» **What you are asked to do**
Copy all lines that contain the word "Output".

» **Information supplied**
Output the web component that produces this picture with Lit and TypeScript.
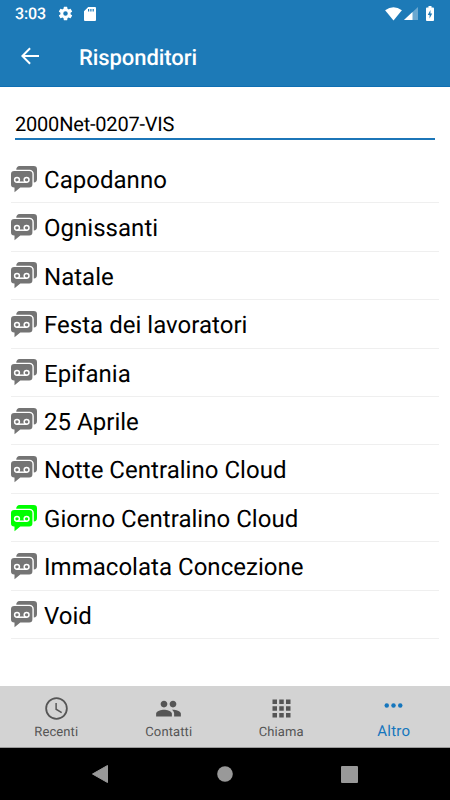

...

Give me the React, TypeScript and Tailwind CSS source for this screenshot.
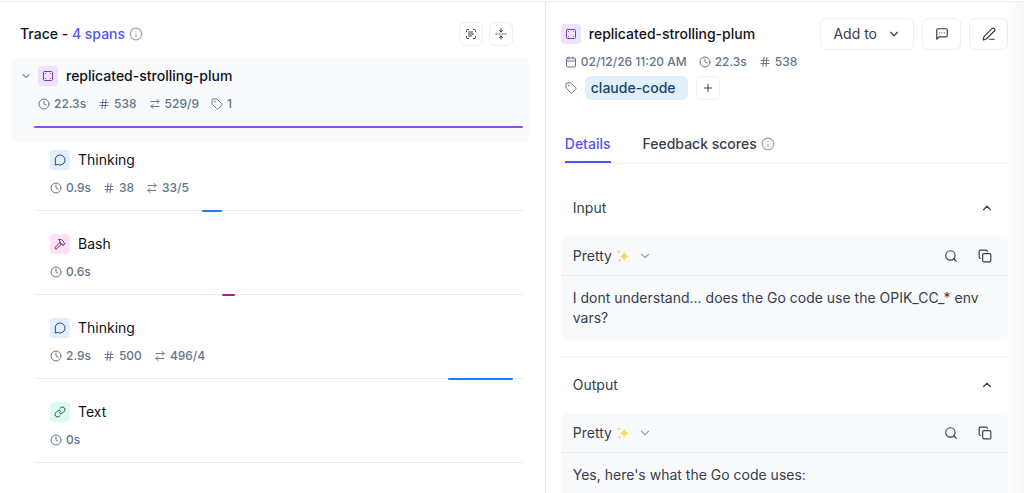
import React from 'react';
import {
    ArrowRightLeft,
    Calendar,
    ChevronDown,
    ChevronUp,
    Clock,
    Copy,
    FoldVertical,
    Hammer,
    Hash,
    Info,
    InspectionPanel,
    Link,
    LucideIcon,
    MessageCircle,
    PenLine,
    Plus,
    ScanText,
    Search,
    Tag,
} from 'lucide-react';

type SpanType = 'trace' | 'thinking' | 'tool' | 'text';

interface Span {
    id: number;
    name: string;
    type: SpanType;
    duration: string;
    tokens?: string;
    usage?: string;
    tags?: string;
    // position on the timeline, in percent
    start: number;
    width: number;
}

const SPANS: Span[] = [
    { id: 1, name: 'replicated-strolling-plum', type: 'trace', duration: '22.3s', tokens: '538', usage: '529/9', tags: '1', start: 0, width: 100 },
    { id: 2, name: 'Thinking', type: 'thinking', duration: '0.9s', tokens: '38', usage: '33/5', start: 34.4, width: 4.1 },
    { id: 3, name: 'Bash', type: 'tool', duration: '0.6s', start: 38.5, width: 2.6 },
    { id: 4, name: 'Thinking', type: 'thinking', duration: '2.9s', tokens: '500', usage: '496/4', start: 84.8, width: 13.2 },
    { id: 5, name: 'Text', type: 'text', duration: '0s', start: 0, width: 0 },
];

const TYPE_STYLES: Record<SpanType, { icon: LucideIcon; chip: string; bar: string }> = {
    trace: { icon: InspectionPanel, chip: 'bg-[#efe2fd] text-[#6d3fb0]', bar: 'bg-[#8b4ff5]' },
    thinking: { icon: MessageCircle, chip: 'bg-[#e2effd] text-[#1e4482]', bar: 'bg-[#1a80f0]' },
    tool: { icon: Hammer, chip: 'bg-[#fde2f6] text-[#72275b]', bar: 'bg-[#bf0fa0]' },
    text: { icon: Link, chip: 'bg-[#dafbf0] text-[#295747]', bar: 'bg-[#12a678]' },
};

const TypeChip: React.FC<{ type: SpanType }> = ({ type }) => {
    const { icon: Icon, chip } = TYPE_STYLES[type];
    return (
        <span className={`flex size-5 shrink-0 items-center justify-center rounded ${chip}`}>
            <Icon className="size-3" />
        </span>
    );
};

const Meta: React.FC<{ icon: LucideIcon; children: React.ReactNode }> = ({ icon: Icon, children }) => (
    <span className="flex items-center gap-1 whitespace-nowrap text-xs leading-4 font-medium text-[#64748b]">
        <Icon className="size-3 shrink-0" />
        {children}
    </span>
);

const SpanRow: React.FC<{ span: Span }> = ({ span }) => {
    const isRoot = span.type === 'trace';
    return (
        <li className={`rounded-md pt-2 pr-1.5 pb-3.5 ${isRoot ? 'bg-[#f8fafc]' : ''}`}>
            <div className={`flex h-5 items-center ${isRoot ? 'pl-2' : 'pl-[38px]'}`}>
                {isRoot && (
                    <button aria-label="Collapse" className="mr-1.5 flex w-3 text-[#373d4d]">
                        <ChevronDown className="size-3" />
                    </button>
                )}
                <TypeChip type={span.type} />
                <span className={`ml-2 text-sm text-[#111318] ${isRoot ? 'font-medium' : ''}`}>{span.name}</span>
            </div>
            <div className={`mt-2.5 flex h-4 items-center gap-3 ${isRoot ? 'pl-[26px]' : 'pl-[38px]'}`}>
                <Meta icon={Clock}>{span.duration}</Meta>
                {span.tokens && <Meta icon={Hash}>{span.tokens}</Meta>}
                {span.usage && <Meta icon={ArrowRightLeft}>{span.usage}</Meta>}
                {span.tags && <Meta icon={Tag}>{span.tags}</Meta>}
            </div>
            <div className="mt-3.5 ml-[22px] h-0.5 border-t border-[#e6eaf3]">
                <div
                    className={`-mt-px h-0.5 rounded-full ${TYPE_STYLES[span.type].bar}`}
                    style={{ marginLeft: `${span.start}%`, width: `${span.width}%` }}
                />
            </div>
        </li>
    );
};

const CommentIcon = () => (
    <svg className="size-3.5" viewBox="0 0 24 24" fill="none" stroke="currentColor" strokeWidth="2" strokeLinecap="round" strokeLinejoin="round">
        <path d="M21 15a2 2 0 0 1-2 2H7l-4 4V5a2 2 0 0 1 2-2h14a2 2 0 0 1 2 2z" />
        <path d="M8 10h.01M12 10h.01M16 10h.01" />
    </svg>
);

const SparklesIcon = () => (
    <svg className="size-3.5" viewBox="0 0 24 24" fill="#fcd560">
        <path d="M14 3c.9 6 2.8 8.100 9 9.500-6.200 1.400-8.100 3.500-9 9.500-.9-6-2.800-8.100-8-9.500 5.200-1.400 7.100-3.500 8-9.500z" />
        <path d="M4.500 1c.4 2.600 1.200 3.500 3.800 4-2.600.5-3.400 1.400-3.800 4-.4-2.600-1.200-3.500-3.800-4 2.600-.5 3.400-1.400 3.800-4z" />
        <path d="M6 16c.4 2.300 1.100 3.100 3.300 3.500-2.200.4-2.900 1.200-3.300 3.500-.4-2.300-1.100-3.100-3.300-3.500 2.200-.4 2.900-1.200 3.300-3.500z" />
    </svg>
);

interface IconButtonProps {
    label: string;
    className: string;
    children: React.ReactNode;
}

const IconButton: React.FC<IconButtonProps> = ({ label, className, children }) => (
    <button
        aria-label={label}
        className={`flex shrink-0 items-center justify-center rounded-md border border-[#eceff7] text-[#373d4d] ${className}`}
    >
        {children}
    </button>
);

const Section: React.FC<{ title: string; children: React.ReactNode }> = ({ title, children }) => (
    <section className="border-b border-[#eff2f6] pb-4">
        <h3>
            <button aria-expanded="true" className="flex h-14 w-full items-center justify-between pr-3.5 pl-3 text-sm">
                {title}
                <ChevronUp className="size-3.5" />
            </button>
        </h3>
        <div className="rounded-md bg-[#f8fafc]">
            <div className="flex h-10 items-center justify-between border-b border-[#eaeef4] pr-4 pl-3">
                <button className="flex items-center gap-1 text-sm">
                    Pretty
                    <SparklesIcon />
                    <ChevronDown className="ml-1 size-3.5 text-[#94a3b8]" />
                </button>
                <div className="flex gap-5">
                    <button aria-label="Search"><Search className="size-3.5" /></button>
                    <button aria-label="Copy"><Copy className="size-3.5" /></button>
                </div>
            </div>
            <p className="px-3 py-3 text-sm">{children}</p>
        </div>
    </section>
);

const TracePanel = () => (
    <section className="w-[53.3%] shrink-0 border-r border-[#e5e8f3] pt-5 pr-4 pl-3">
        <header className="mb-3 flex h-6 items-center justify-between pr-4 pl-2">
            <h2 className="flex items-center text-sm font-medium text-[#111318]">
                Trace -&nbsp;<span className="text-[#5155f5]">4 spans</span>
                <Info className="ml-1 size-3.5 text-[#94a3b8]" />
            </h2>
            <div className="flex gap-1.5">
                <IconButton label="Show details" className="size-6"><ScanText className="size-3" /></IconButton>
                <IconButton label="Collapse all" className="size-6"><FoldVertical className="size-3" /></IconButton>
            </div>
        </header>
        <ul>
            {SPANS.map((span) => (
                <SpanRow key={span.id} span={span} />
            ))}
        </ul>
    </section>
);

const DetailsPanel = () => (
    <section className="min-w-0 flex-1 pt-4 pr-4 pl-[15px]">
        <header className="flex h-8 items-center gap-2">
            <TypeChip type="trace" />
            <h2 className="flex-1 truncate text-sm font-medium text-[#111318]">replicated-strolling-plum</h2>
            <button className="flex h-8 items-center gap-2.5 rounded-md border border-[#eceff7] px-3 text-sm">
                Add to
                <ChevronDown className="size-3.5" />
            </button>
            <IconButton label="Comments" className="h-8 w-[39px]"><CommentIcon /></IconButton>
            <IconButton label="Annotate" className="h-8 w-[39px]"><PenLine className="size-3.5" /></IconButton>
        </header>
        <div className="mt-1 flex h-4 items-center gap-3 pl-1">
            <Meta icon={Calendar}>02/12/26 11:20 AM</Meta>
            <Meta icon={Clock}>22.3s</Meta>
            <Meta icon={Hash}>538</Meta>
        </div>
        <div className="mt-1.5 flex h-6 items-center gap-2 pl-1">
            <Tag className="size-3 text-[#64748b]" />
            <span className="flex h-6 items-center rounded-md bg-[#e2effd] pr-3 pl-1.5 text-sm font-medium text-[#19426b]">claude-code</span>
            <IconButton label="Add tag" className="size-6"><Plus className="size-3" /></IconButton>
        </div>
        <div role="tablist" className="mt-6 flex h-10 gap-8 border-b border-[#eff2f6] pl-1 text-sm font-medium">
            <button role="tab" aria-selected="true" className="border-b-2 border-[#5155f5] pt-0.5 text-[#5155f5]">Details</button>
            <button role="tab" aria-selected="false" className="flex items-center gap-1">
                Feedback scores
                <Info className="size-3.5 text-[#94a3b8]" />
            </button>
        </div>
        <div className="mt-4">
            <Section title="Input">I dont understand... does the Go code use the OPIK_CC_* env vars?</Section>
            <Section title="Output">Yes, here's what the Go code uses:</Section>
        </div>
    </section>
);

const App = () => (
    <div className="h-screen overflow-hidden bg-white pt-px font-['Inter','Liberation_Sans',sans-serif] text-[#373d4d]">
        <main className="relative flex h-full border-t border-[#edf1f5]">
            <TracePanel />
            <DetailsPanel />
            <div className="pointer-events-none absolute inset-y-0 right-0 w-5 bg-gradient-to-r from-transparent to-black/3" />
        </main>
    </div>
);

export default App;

» **Written response**
Output the web component that produces this picture with Lit and TypeScript.
            <Section title="Output">Yes, here's what the Go code uses:</Section>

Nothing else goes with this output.